Who knew, Coldplay are the kings of geo?

Is Chris Martin a geographer? Some might say Coldplay’s album – X&Y – is a seminal work. I’m not sure I agree, but there’s one thing I won’t dispute: X,Y is the glue that binds.

There are other glues available. In the UK, for example, the UPRN (and/or address) can be building blocks for organising or combining data. But in its purest form, it’s always the X&Y of things – their physical or inferred location – that connects people, places and processes.

To some extent, it is also the X&Y that holds true in a big data world – perhaps even more so than any physical layers involved. Unstructured data, data lakes, multiple schemas, varying standards and the continuing emergence of new data sources … they may well manifest to the user/beneficiary in the same way. They certainly demand the same input from intermediaries doing the legwork. But they also go against the grain of a structured layer model and play far more to the crowd that’s interested in a fuzzy logic/search model. (I’m talking now about the ‘modern database community’, if they’ll forgive the term). 

At emapsite, we’ve been trawling the corporate reservoirs of data intelligence for over 20 years.

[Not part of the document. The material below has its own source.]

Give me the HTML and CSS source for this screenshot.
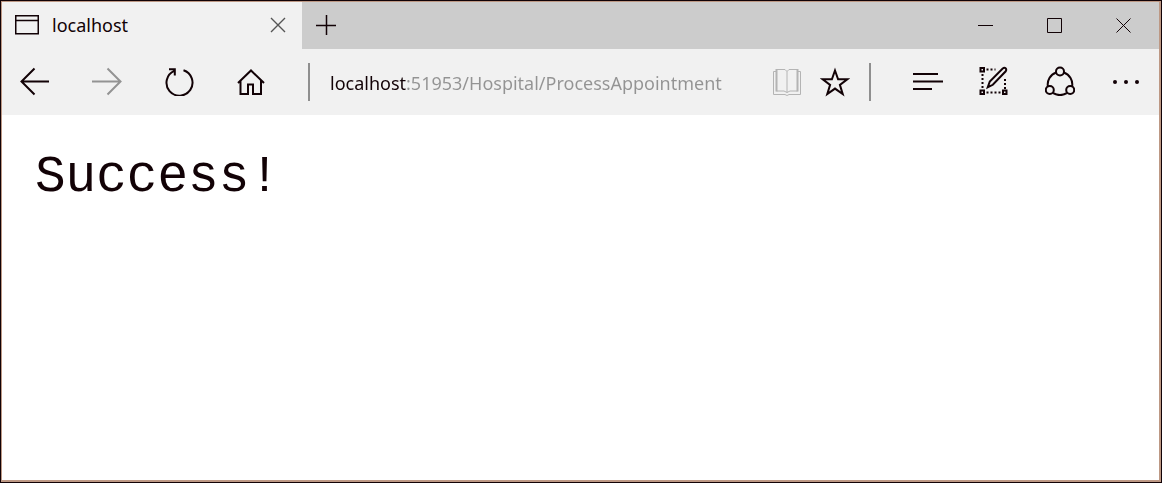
FILE: index.html
```html
<!DOCTYPE html>
<html lang="en">
<head>
<meta charset="utf-8">
<title>localhost</title>
<link rel="stylesheet" href="styles.css">
</head>
<body>
<div class="window">
  <header class="titlebar">
    <div class="tab">
      <svg class="tab-icon" width="24" height="20" viewBox="0 0 24 20"><path d="M.75.75h22.500v18H.75zM.75 5.500h22.500"/></svg>
      <span class="tab-title">localhost</span>
      <button class="tab-close" type="button" aria-label="Close tab"><svg width="16" height="16" viewBox="0 0 16 16"><path d="M1 1l14 14M15 1L1 15"/></svg></button>
    </div>
    <button class="new-tab" type="button" aria-label="New tab"><svg width="20" height="20" viewBox="0 0 20 20"><path d="M10.500 0v20M0 10.500h20"/></svg></button>
    <div class="window-controls">
      <button type="button" aria-label="Minimize"><svg width="15" height="15" viewBox="0 0 15 15"><path d="M0 7.500h15"/></svg></button>
      <button type="button" aria-label="Maximize"><svg width="15" height="15" viewBox="0 0 15 15"><path d="M.5.5h14v14H.5z"/></svg></button>
      <button type="button" aria-label="Close"><svg width="15" height="15" viewBox="0 0 15 15"><path d="M.5.5l14 14M14.500.5l-14 14"/></svg></button>
    </div>
  </header>
  <nav class="toolbar">
    <div class="group">
      <button type="button" aria-label="Back"><svg width="30" height="30" viewBox="0 0 30 30"><path d="M14.500 2.500L1.500 15.500l13 13M1.500 15.500H29"/></svg></button>
      <button type="button" aria-label="Forward" disabled><svg width="30" height="30" viewBox="0 0 30 30"><path d="M15.500 2.500l13 13-13 13M28.500 15.500H0"/></svg></button>
      <button type="button" aria-label="Refresh"><svg width="30" height="30" viewBox="0 0 30 30"><path d="M10.200 4.800A13 13 0 1 0 19.500 4.300M5 3.200h5.800v6.300"/></svg></button>
      <button type="button" aria-label="Home"><svg width="30" height="30" viewBox="0 0 30 30"><path d="M2 17L15 4.500l13 12.500M4.500 14.500V28H12V18.500h5V28h8V14.500"/></svg></button>
    </div>
    <div class="address">
      <input class="url" type="text" aria-label="Address" spellcheck="false" value="localhost:51953/Hospital/ProcessAppointment">
      <button class="reading" type="button" aria-label="Reading view" disabled><svg width="30" height="30" viewBox="0 0 30 30"><path d="M4.500 2.500h8.500l2 2 2-2h8.500v21.500H18l-3 1.500-3-1.500H4.500zM15 4.500v21"/><path class="outline" d="M4.500 2v22.500M25.500 2v22.500"/><path d="M4.500 4.500H1.500v23h11.500l2 1 2-1h11.500v-23h-3"/></svg></button>
      <button type="button" aria-label="Favorites"><svg width="30" height="30" viewBox="0 0 30 30"><path d="M15 3.500l3.100 8.800h9.200l-7.400 5.600 2.800 9.200L15 21.600l-7.700 5.500 2.800-9.200-7.400-5.600h9.200z"/></svg></button>
    </div>
    <div class="group actions">
      <button type="button" aria-label="Hub"><svg width="30" height="30" viewBox="0 0 30 30"><path d="M0 8h25M0 15.500h30M0 23h19"/></svg></button>
      <button type="button" aria-label="Make a web note"><svg width="30" height="30" viewBox="0 0 30 30"><path d="M1.500 2h3.500v3.500H1.500zM1.500 24.500h3.500V28H1.500zM24 24.500h3.500V28H24z"/><path class="dots" d="M7.500 3.500h9M3.500 8v15M7.500 26.500h15M26 13v10"/><path d="M8.800 21.200l2-5.700L23.700 2.500q1.700-1.300 2.900-.2t.1 3L13.800 18.800z"/></svg></button>
      <button type="button" aria-label="Share"><svg width="30" height="30" viewBox="0 0 30 30"><circle cx="15" cy="5.500" r="4"/><circle cx="4.800" cy="24" r="4"/><circle cx="25.200" cy="24" r="4"/><path d="M11.200 6.500A12.500 12.500 0 0 0 2.900 20.500M18.800 6.500A12.500 12.500 0 0 1 27.100 20.500M8.200 27.200Q15 31 21.800 27.200"/></svg></button>
      <button type="button" aria-label="More"><svg width="30" height="30" viewBox="0 0 30 30"><g class="solid"><circle cx="4" cy="16" r="2"/><circle cx="15" cy="16" r="2"/><circle cx="26" cy="16" r="2"/></g></svg></button>
    </div>
  </nav>
  <main class="page">Success!</main>
</div>
</body>
</html>
```
FILE: styles.css
```css
* { box-sizing: border-box; }
body {
  margin: 0;
  border: 1px solid #120206;
  font: 18px/24px "Noto Sans", "Open Sans", sans-serif;
  color: #120206;
}
.window {
  display: flex;
  flex-direction: column;
  min-height: calc(100vh - 2px);
  border: solid #bd9884;
  border-width: 1px 2px 2px 1px;
  background: #fff;
}
button {
  display: flex;
  align-items: center;
  justify-content: center;
  padding: 0;
  border: 0;
  background: transparent;
  color: inherit;
}
svg {
  display: block;
  flex: none;
  fill: none;
  stroke: currentColor;
  stroke-width: 2;
}
.titlebar {
  display: flex;
  height: 47px;
  background: #ccc;
}
.tab {
  display: flex;
  align-items: center;
  width: 300px;
  padding: 0 16px 2px 13px;
  background: #f1f1f1;
}
.tab-icon { stroke-width: 1.5; }
.tab-title { flex: 1; padding-left: 13px; }
.tab-close { color: #555; }
.tab-close svg { stroke-width: 1.4; }
.new-tab { width: 48px; padding-bottom: 2px; }
.new-tab svg { stroke-width: 1.5; }
.window-controls { display: flex; margin-left: auto; padding-right: 1px; }
.window-controls button { width: 69px; }
.window-controls svg { stroke-width: 1; }
.toolbar {
  display: flex;
  align-items: center;
  height: 66px;
  background: #f1f1f1;
}
.group { display: flex; gap: 6px; }
.group button { width: 66px; height: 66px; padding-bottom: 2px; }
.group button:disabled { color: #939393; }
.actions { gap: 0; }
.address {
  display: flex;
  flex: 1;
  align-items: center;
  height: 38px;
  margin: 0 24px;
  padding: 0 10px 0 20px;
  border: solid #8f8f8f;
  border-width: 0 2px;
}
.address button { width: 48px; }
.address .reading { color: #b4b4b4; }
.reading svg { stroke-width: 1; }
.reading .outline { stroke-width: 2; }
.url {
  flex: 1;
  min-width: 0;
  padding: 2px 0 0;
  border: 0;
  font: inherit;
  color: transparent;
  caret-color: #120206;
  background: linear-gradient(to right, #120206 77px, #939393 77px);
  background-clip: text;
  -webkit-background-clip: text;
}
.solid { fill: currentColor; stroke: none; }
.dots { stroke-dasharray: 2 2; }
.page {
  flex: 1;
  padding: 33px;
  font: 51px/60px "Courier New", "Liberation Mono", monospace;
}
```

We’ve invested in relationships and our resources to make sure we bring the latest, most detailed and most accurate data sets to our customers, and we also make sure they’re the right data sets, too. It’s not just the X&Y that matters – there’s more to it than that.

Data aggregation is part confidence in fact, part market research and divination, and part data science – knowing what impact an adjustment here or there will have on an outcome. By working with customers AND suppliers, we can bring together (and, where necessary, validate), highly sought-after data sources. But we can also apply that combination of approaches to package and present that data appropriately, so it meets our customers’ needs – either as variants or subsets of otherwise national data or mapping, or, increasingly, as deeply-enriched derived information.

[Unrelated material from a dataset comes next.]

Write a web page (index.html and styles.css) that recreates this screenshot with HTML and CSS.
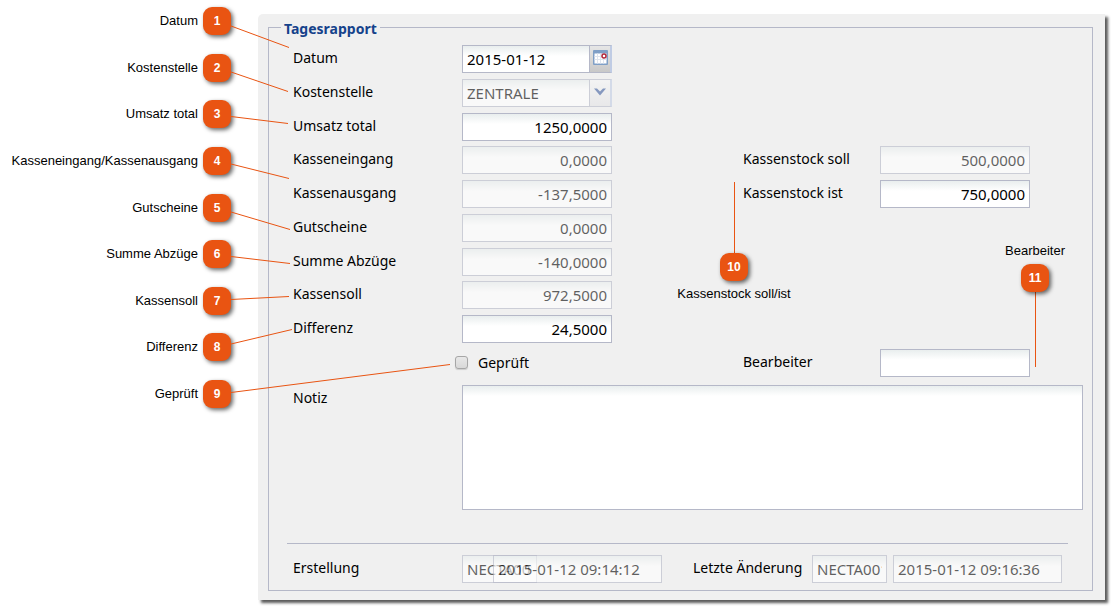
FILE: index.html
```html
<!DOCTYPE html>
<html lang="de">
<head>
<meta charset="utf-8">
<title>Tagesrapport</title>
<link rel="stylesheet" href="styles.css">
</head>
<body>
<main class="page">
  <ol class="callouts">
    <li class="callout">Datum <span class="badge">1</span></li>
    <li class="callout">Kostenstelle <span class="badge">2</span></li>
    <li class="callout">Umsatz total <span class="badge">3</span></li>
    <li class="callout">Kasseneingang/Kassenausgang <span class="badge">4</span></li>
    <li class="callout">Gutscheine <span class="badge">5</span></li>
    <li class="callout">Summe Abzüge <span class="badge">6</span></li>
    <li class="callout">Kassensoll <span class="badge">7</span></li>
    <li class="callout">Differenz <span class="badge">8</span></li>
    <li class="callout">Geprüft <span class="badge">9</span></li>
  </ol>

  <form class="panel">
    <fieldset class="report">
      <legend class="report-title">Tagesrapport</legend>

      <div class="fields">
        <label class="label" for="datum">Datum</label>
        <div class="combo">
          <input class="field combo-input" id="datum" type="text" value="2015-01-12">
          <button class="trigger trigger-date" type="button" aria-label="Kalender">
            <svg width="17" height="18" viewBox="0 0 17 18" aria-hidden="true">
              <rect x="1" y="1" width="15" height="15" rx="1" fill="#7f9fc6"/>
              <rect x="2.500" y="4.500" width="12" height="10" fill="#fff"/>
              <path d="M2.500 7.500h12M2.500 10.500h12M5.500 4.500v10M8.500 4.500v10M11.500 4.500v10" stroke="#dfe5ee" fill="none"/>
              <circle cx="12" cy="7" r="2" fill="#fff" stroke="#b3283a" stroke-width="1.500"/>
            </svg>
          </button>
        </div>

        <label class="label" for="kostenstelle">Kostenstelle</label>
        <div class="combo combo-disabled">
          <select class="field combo-input" id="kostenstelle" disabled>
            <option>ZENTRALE</option>
          </select>
          <span class="trigger">
            <svg width="12" height="8" viewBox="0 0 12 8" aria-hidden="true">
              <path d="M0 0.500h3l3 3 3-3h3L6 7.500z" fill="#3f5f9f"/>
            </svg>
          </span>
        </div>

        <label class="label" for="umsatz">Umsatz total</label>
        <input class="field number" id="umsatz" type="text" value="1250,0000">

        <label class="label" for="eingang">Kasseneingang</label>
        <input class="field number" id="eingang" type="text" value="0,0000" disabled>
        <label class="label second" for="stock-soll">Kassenstock soll</label>
        <input class="field number" id="stock-soll" type="text" value="500,0000" disabled>

        <label class="label" for="ausgang">Kassenausgang</label>
        <input class="field number" id="ausgang" type="text" value="-137,5000" disabled>
        <label class="label second" for="stock-ist">Kassenstock ist</label>
        <input class="field number" id="stock-ist" type="text" value="750,0000">

        <label class="label" for="gutscheine">Gutscheine</label>
        <input class="field number" id="gutscheine" type="text" value="0,0000" disabled>

        <label class="label" for="abzuege">Summe Abzüge</label>
        <input class="field number" id="abzuege" type="text" value="-140,0000" disabled>

        <label class="label" for="kassensoll">Kassensoll</label>
        <input class="field number" id="kassensoll" type="text" value="972,5000" disabled>

        <label class="label" for="differenz">Differenz</label>
        <input class="field number" id="differenz" type="text" value="24,5000">

        <div class="check">
          <input class="checkbox" id="geprueft" type="checkbox">
          <label for="geprueft">Geprüft</label>
        </div>
        <label class="label second" for="bearbeiter">Bearbeiter</label>
        <input class="field" id="bearbeiter" type="text">
      </div>

      <div class="note">
        <label class="label note-label" for="notiz">Notiz</label>
        <textarea class="field note-text" id="notiz"></textarea>
      </div>

      <hr class="divider">

      <div class="audit">
        <label class="label audit-label" for="erstellung">Erstellung</label>
        <input class="field user" id="erstellung" type="text" value="NECTA001" disabled>
        <input class="field stamp stamp-created" type="text" value="2015-01-12 09:14:12" aria-label="Erstellt am" disabled>
        <label class="label audit-changed" for="aenderung">Letzte Änderung</label>
        <input class="field user" id="aenderung" type="text" value="NECTA001" disabled>
        <input class="field stamp stamp-changed" type="text" value="2015-01-12 09:16:36" aria-label="Geändert am" disabled>
      </div>
    </fieldset>
  </form>

  <svg class="leaders" width="1050" height="400" viewBox="0 0 1050 400" aria-hidden="true">
    <path d="M231 26L289 47.500M231 72L288 91.500M231 116.500L288 123.500M231 164L289 178.500M231 212L290 229.500M231 256.500L290 263.500M231 299.500L289 296.500M231 344L292 329.500M231 392.500L450 364.500M734.500 182V254M1035.500 291V367"/>
  </svg>
  <div class="pin pin-stock"><span class="badge">10</span><span>Kassenstock soll/ist</span></div>
  <div class="pin pin-editor"><span>Bearbeiter</span><span class="badge">11</span></div>
</main>
</body>
</html>
```
FILE: styles.css
```css
* {
  box-sizing: border-box;
}

body {
  margin: 0;
  background: #fff;
  color: #000;
  font: 14px/26px "Noto Sans", sans-serif;
}

.page {
  position: relative;
  display: flex;
  align-items: flex-start;
  padding: 7px 9px 8px 0;
}

/* Numbered callouts */
.callouts {
  display: flex;
  flex: 0 0 258px;
  flex-direction: column;
  justify-content: space-between;
  min-height: 401px;
  margin: 0;
  padding: 0 27px 0 0;
  list-style: none;
  font: 13px/28px "Liberation Sans", Arial, sans-serif;
}

.callout {
  display: flex;
  justify-content: flex-end;
  gap: 5px;
  white-space: nowrap;
}

.badge {
  width: 28px;
  height: 28px;
  border-radius: 9px;
  background: #e95412;
  box-shadow: 2px 2px 4px rgba(0, 0, 0, 0.6);
  color: #fff;
  font: bold 12px/28px "Liberation Sans", Arial, sans-serif;
  text-align: center;
}

.leaders {
  position: absolute;
  top: 0;
  left: 0;
  fill: none;
  stroke: #e95412;
  stroke-width: 1;
  pointer-events: none;
}

.pin {
  position: absolute;
  display: flex;
  flex-direction: column;
  align-items: center;
  width: 140px;
  font: 13px/26px "Liberation Sans", Arial, sans-serif;
  white-space: nowrap;
}

.pin-stock {
  top: 253px;
  left: 664px;
}

.pin-editor {
  top: 238px;
  left: 965px;
}

/* Form panel */
.panel {
  flex: 1;
  min-width: 0;
  margin-top: 7px;
  padding: 2px 12px 9px 10px;
  border-radius: 5px 0 0 0;
  background: #f0f0f0;
  box-shadow: 3px 3px 3px rgba(0, 0, 0, 0.65);
}

.report {
  min-width: 0;
  margin: 0;
  padding: 7px 9px 7px 18px;
  border: 1px solid #b5b8c8;
}

.report-title {
  margin-left: -6px;
  padding: 4px 3px 0;
  color: #15428b;
  font-weight: bold;
  line-height: 18px;
}

.fields {
  display: grid;
  grid-template-columns: 169px 150px 131px 137px 150px;
  align-content: space-between;
  min-height: 332px;
  padding-left: 6px;
}

.label {
  grid-column: 1;
  white-space: nowrap;
}

.second {
  grid-column: 4;
}

.field {
  width: 100%;
  height: 28px;
  margin: 0;
  padding: 0 4px;
  border: 1px solid #b5b8c8;
  border-radius: 0;
  outline: 0;
  background: #fff linear-gradient(#e9eeee, #fff 10px) no-repeat;
  color: #000;
  font: 15px/26px "Noto Sans", sans-serif;
}

.field:disabled {
  opacity: 0.6;
}

.number {
  text-align: right;
}

.combo {
  display: flex;
}

.combo-disabled {
  opacity: 0.6;
}

.combo-disabled .field {
  opacity: 1;
}

.combo-input {
  flex: 1;
  min-width: 0;
  border-right: 0;
  appearance: none;
}

.trigger {
  display: flex;
  align-items: center;
  justify-content: center;
  width: 23px;
  height: 28px;
  padding: 0 0 2px;
  border: 1px solid #b5b8c8;
  border-right: 2px solid #c0cce4;
  border-radius: 0;
  background: linear-gradient(#f6f6f6, #e4e4e6);
}

.trigger-date {
  background: linear-gradient(#e6e6e6, #c8c8c8);
}

.check {
  display: flex;
  grid-column: 2;
  align-items: center;
  gap: 10px;
  margin-left: -7px;
}

.checkbox {
  width: 13px;
  height: 13px;
  margin: 0;
  border: 1px solid #a6a6a6;
  border-radius: 3px;
  background: linear-gradient(#e8e8e8, #d8d8d8);
  box-shadow: 0 1px 1px rgba(0, 0, 0, 0.15);
  appearance: none;
}

.note {
  display: flex;
  margin-top: 8px;
  padding-left: 6px;
}

.note-label {
  flex: 0 0 169px;
}

.note-text {
  flex: 1;
  min-width: 0;
  height: 125px;
  resize: none;
}

.divider {
  height: 1px;
  margin: 33px 15px 11px 0;
  border: 0;
  background: #b5b8c8;
}

.audit {
  display: flex;
  padding-left: 6px;
}

.audit-label {
  flex: 0 0 169px;
}

.audit-changed {
  flex: 0 0 119px;
  margin-left: 31px;
}

.user {
  width: 75px;
}

.stamp {
  width: 169px;
}

.stamp-created {
  margin-left: -44px;
}

.stamp-changed {
  margin-left: 6px;
}
```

Coldplay X & Y album cover image

 

Of course, data capture enterprises still try to use standard frameworks in time and space, which makes it relatively simple to combine data at one level. But when you start working with property in particular (the foundation stone of many modern economies), you need to have total confidence in data combinations that can reflect the ‘real world’. That additional level of insight – the application of our experience – can be transformative. It’s certainly fundamental to robust policy making decisions, investor confidence, and the level of services we need today to improve national infrastructure and, generally, make the world go round.

The real world changes, constantly. X&Y may not change but what sits at X&Y does. What happens there, which decisions get made as a consequence … the integrity of the X&Y is essential, we know that. But sometimes it’s worth referring back to Mr Martin, and remembering the other tracks on his album. The Hardest Part. Twisted Logic. And – my favourite – What If?